Chinese molten-salt reactor cleared for start up

09 August 2022

The Shanghai Institute of Applied Physics (SINAP) - part of the Chinese Academy of Sciences (CAS) - has been given approval by the Ministry of Ecology and Environment to commission an experimental thorium-powered molten-salt reactor, construction of which started in Wuwei city, Gansu province, in September 2018.

A cutaway of the TMSR-LF1 reactor (Image: SINAP)

In January 2011, CAS launched a CNY3 billion (USD444 million) R&D programme on liquid fluoride thorium reactors (LFTRs), known there as the thorium-breeding molten-salt reactor (Th-MSR or TMSR), and claimed to have the world's largest national effort on it, hoping to obtain full intellectual property rights on the technology. This is also known as the fluoride salt-cooled high-temperature reactor (FHR). The TMSR Centre at SINAP at Jiading, Shanghai, is responsible.

Construction of the 2 MWt TMSR-LF1 reactor began in September 2018 and was reportedly completed in August 2021. The prototype was scheduled to be completed in 2024, but work was accelerated.

"According to the relevant provisions of the Nuclear Safety Law of the People's Republic of China and the Regulations of the People's Republic of China on the Safety Supervision and Administration of Civilian Nuclear Facilities, our bureau has conducted a technical review of the application documents you submitted, and believes that your 2 MWt liquid fuel thorium-based molten salt experimental reactor commissioning plan (Version V1.3) is acceptable and is hereby approved," the Ministry of Ecology and Environment told SINAP on 2 August.

It added: "During the commissioning process of your 2 MWt liquid fuel thorium-based molten salt experimental reactor, you should strictly implement this plan to ensure the effectiveness of the implementation of the plan and ensure the safety and quality of debugging.

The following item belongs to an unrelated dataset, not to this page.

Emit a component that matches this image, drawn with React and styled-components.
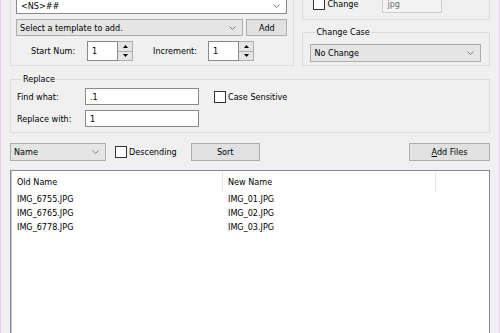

If any major abnormality occurs during the commissioning process, it should be reported to our bureau and the Northwest Nuclear and Radiation Safety Supervision Station in time."

The TMSR-LF1 will use fuel enriched to under 20% U-235, have a thorium inventory of about 50 kg and conversion ratio of about 0.1. A fertile blanket of lithium-beryllium fluoride (FLiBe) with 99.95% Li-7 will be used, and fuel as UF4.

The project is expected to start on a batch basis with some online refuelling and removal of gaseous fission products, but discharging all fuel salt after 5-8 years for reprocessing and separation of fission products and minor actinides for storage. It will proceed to a continuous process of recycling salt, uranium and thorium, with online separation of fission products and minor actinides. The reactor will work up from about 20% thorium fission to about 80%.

If the TMSR-LF1 proves successful, China plans to build a reactor with a capacity of 373 MWt by 2030.

As this type of reactor does not require water for cooling, it will be able to operate in desert regions. The Chinese government has plans to build more across the sparsely populated deserts and plains of western China, complementing wind and solar plants and reducing China's reliance on coal-fired power stations. The reactor may also be built outside China in Belt and Road Initiative nations.

The liquid fuel design is descended from the 1960s Molten-Salt Reactor Experiment at Oak Ridge National Laboratory in the USA.